▶ _Provided material_:
****************

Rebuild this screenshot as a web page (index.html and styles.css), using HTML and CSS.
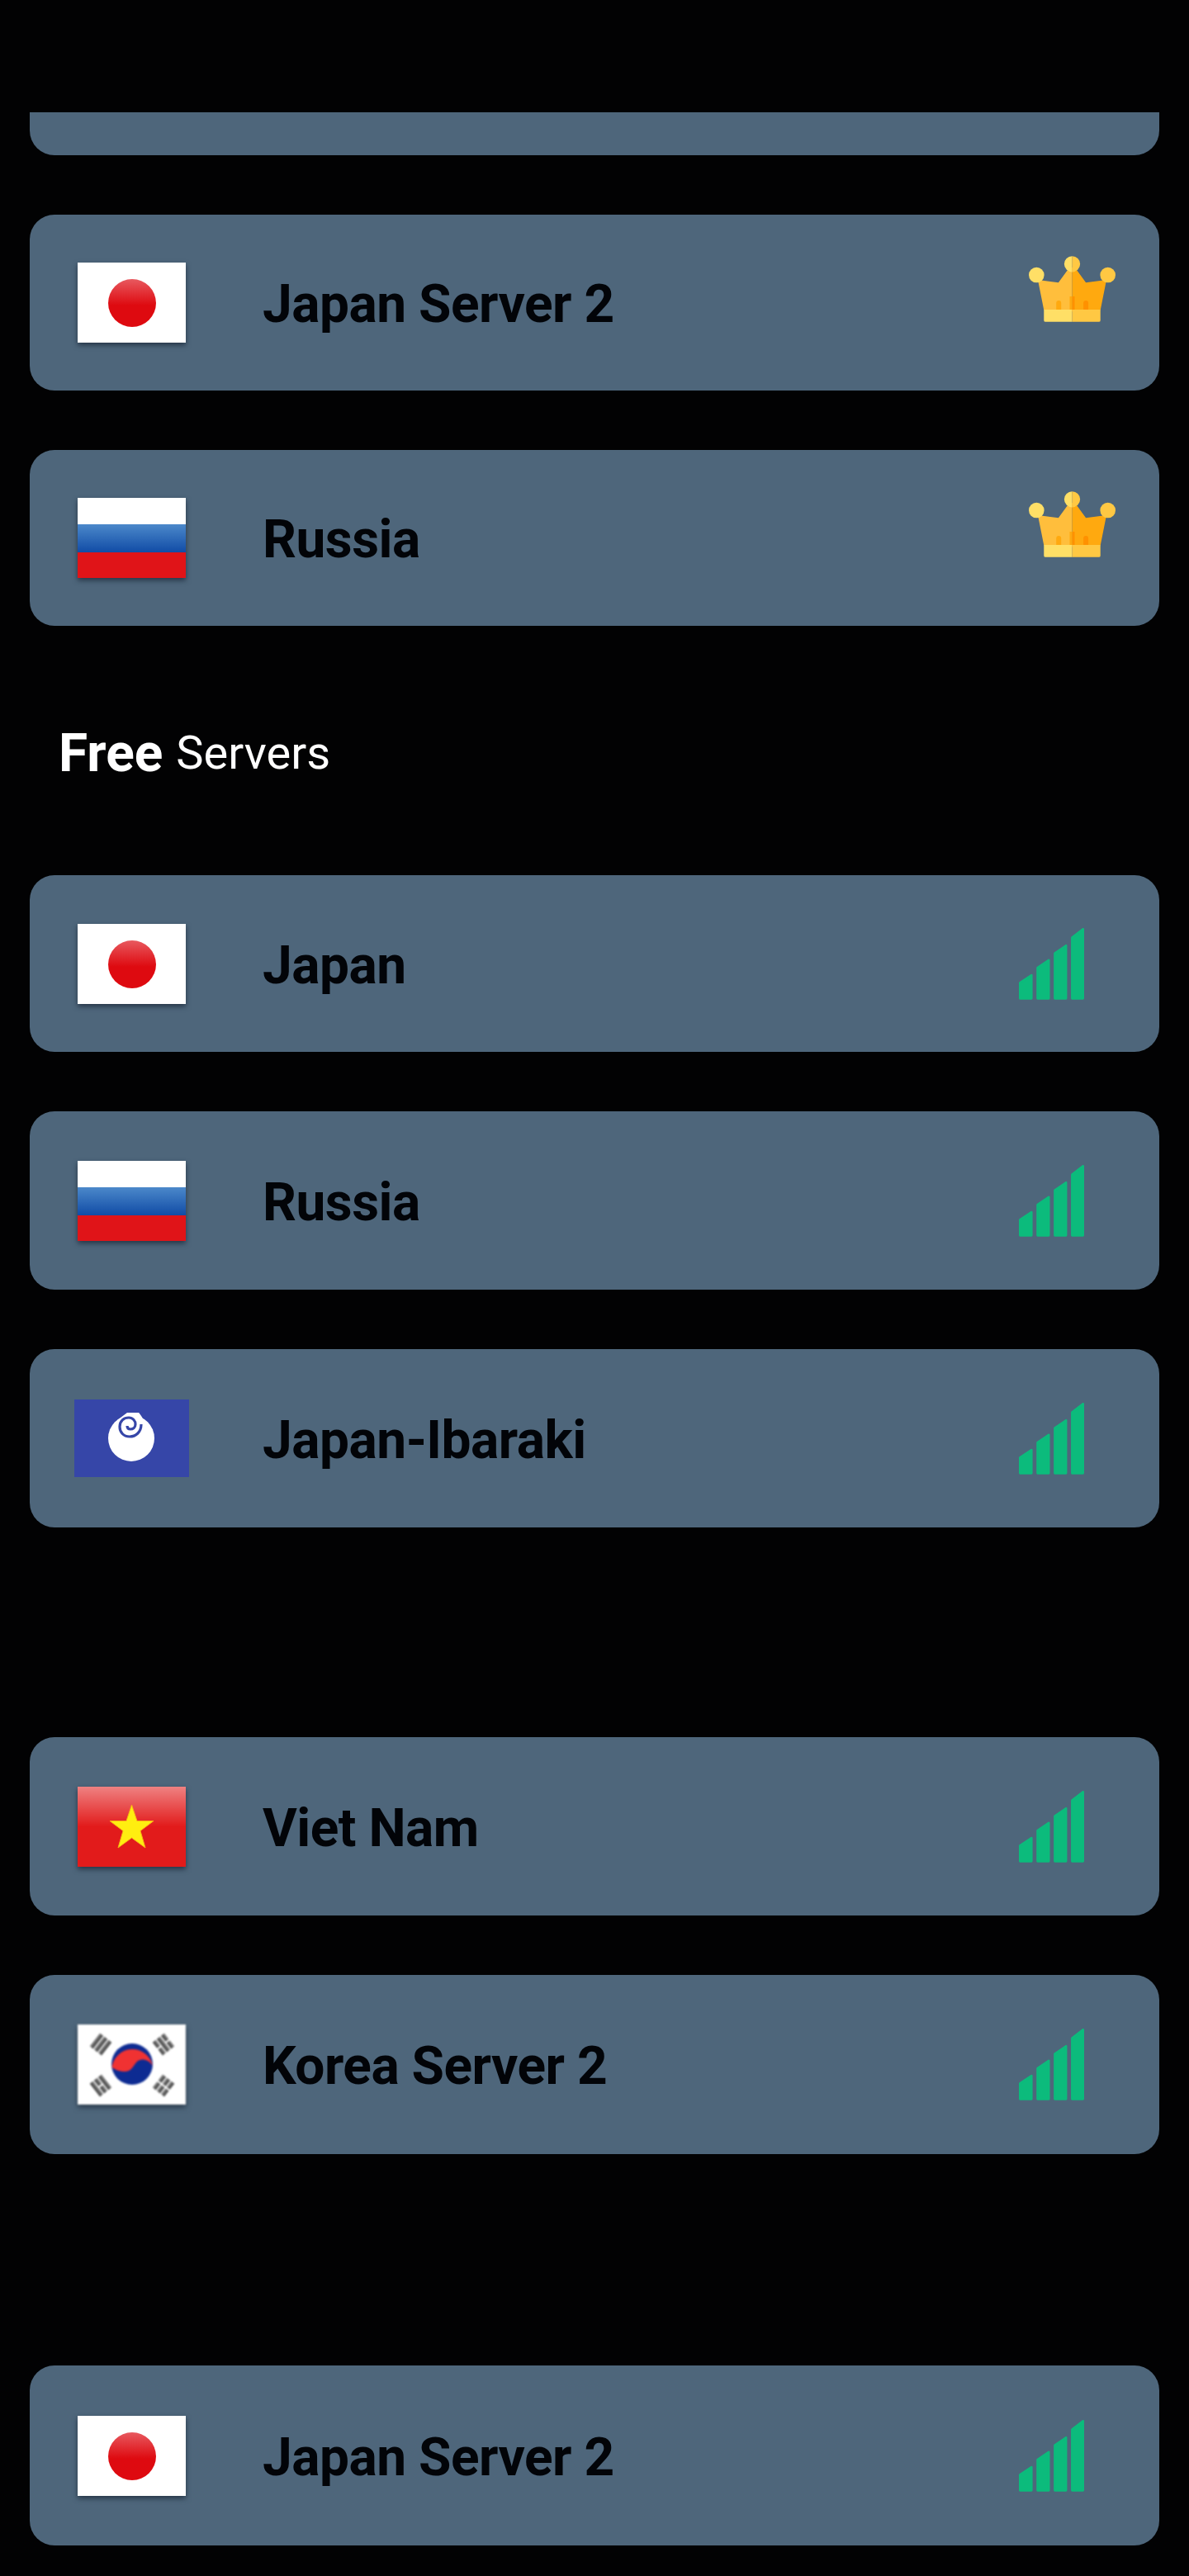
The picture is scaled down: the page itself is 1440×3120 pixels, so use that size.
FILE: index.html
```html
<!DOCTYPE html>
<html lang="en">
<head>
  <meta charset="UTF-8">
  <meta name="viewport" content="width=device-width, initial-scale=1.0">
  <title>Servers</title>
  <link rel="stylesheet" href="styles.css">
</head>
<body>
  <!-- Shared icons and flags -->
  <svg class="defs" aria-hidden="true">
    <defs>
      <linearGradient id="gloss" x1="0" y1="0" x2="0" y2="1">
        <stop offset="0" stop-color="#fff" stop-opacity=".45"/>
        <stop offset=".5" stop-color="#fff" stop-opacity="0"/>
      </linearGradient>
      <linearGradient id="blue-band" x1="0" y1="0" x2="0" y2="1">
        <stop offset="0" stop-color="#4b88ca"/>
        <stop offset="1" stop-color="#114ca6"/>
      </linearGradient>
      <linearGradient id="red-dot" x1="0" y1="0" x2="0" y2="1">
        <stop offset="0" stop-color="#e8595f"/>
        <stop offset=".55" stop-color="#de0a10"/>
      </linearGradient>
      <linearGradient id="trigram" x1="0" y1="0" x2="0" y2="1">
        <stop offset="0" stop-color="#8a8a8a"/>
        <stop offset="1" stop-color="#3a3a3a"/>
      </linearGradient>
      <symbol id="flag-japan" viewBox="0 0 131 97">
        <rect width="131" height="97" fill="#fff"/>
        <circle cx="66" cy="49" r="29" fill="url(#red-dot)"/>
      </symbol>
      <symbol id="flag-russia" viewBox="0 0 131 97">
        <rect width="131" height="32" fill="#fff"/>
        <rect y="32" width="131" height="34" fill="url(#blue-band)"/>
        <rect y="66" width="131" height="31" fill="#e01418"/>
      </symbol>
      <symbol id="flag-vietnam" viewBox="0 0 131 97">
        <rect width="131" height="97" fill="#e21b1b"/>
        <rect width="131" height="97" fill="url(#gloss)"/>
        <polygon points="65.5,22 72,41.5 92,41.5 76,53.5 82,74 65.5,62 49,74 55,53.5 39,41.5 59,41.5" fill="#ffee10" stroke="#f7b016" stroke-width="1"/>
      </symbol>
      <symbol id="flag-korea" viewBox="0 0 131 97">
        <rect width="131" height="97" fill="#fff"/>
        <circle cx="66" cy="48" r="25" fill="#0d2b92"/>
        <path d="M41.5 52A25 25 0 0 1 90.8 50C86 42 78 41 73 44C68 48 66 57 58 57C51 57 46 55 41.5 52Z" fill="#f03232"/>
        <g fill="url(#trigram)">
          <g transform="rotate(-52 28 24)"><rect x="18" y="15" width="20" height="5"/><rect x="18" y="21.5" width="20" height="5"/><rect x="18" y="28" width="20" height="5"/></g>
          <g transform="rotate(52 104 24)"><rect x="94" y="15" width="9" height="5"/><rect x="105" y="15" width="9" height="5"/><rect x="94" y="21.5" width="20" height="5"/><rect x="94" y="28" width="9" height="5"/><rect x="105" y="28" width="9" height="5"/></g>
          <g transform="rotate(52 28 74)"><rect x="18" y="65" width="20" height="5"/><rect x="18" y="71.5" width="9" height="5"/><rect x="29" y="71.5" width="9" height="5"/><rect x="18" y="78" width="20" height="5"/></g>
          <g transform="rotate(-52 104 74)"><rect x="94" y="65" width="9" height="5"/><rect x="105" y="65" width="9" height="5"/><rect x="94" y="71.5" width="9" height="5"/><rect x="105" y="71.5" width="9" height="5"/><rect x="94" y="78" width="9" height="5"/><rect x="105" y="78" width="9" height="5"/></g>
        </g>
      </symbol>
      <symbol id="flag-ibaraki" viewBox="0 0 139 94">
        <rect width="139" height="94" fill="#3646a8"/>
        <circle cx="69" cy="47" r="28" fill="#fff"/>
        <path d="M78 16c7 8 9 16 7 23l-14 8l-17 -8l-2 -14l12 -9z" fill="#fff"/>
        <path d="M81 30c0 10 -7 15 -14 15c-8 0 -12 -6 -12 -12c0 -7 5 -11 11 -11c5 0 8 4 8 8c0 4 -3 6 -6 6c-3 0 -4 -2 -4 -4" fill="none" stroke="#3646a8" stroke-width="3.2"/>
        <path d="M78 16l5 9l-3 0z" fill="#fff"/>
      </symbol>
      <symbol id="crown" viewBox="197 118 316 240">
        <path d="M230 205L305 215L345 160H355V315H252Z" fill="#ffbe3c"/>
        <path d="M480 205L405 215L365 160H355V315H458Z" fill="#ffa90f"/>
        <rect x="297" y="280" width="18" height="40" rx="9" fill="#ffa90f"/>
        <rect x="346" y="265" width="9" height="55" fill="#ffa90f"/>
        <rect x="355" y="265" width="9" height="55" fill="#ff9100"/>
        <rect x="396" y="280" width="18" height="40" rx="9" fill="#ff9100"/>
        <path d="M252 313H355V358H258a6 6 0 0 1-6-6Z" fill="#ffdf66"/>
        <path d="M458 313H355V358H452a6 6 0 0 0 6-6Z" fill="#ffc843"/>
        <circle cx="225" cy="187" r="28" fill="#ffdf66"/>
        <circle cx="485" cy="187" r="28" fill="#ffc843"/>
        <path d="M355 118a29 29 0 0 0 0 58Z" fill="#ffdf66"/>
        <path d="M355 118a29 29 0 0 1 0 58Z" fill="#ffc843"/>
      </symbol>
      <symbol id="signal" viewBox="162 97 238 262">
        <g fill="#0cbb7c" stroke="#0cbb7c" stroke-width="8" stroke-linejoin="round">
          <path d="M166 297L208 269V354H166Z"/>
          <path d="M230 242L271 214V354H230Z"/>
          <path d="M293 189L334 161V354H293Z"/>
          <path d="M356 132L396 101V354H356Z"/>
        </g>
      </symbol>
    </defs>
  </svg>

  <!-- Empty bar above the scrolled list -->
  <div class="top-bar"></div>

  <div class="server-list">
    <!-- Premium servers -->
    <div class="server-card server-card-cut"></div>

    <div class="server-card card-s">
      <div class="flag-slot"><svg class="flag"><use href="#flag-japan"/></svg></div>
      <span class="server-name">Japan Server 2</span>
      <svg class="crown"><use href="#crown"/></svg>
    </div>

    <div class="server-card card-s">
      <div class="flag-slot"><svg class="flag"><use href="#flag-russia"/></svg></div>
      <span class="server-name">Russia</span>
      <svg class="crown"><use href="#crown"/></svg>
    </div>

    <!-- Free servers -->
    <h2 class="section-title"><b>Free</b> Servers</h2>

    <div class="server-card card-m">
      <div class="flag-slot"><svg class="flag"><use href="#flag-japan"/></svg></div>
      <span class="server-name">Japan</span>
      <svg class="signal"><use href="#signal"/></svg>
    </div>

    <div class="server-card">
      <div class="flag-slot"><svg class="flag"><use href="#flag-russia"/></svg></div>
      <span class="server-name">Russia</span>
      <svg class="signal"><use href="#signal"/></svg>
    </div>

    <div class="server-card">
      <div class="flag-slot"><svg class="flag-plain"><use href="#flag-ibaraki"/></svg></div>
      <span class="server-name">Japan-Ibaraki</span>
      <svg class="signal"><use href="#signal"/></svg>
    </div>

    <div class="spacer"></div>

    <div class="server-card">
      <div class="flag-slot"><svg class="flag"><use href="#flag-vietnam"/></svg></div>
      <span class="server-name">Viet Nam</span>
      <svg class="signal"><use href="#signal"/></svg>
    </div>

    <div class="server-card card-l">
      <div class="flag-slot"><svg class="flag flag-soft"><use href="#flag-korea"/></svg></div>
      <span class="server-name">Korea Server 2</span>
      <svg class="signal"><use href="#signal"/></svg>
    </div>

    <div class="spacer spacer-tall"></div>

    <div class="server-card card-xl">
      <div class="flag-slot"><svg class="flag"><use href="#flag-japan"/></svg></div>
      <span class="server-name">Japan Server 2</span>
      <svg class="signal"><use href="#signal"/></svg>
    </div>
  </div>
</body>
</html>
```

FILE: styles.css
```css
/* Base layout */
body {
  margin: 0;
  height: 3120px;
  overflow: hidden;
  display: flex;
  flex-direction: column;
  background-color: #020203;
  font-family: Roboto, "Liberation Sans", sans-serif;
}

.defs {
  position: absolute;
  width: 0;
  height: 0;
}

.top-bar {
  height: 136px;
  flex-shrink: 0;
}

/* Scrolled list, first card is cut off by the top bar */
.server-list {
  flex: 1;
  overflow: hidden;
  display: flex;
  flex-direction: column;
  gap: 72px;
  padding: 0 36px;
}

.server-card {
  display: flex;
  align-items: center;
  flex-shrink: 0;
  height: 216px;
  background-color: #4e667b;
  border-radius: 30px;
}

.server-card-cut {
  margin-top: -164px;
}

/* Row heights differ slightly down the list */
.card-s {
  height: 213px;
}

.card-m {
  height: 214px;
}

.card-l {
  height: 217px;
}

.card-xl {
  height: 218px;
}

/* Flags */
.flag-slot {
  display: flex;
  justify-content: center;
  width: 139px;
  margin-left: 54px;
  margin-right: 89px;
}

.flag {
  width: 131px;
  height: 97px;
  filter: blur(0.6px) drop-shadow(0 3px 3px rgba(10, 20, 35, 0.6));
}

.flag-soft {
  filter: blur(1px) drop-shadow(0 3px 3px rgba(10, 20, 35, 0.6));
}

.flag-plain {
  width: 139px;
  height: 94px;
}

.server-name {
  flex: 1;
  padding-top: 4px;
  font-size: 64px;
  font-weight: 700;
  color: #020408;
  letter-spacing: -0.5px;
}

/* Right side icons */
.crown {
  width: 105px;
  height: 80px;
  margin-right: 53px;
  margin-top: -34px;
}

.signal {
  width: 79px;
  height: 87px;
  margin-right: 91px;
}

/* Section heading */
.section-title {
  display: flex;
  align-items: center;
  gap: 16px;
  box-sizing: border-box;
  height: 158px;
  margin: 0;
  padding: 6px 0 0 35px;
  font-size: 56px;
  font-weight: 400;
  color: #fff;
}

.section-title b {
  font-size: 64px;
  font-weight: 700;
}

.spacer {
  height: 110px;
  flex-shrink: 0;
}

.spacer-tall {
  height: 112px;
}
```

****************

▶ _What you will do_:
Copy out each line of the listing that holds "down".

▶ _Correct answer_:
The picture is scaled down: the page itself is 1440×3120 pixels, so use that size.
/* Row heights differ slightly down the list */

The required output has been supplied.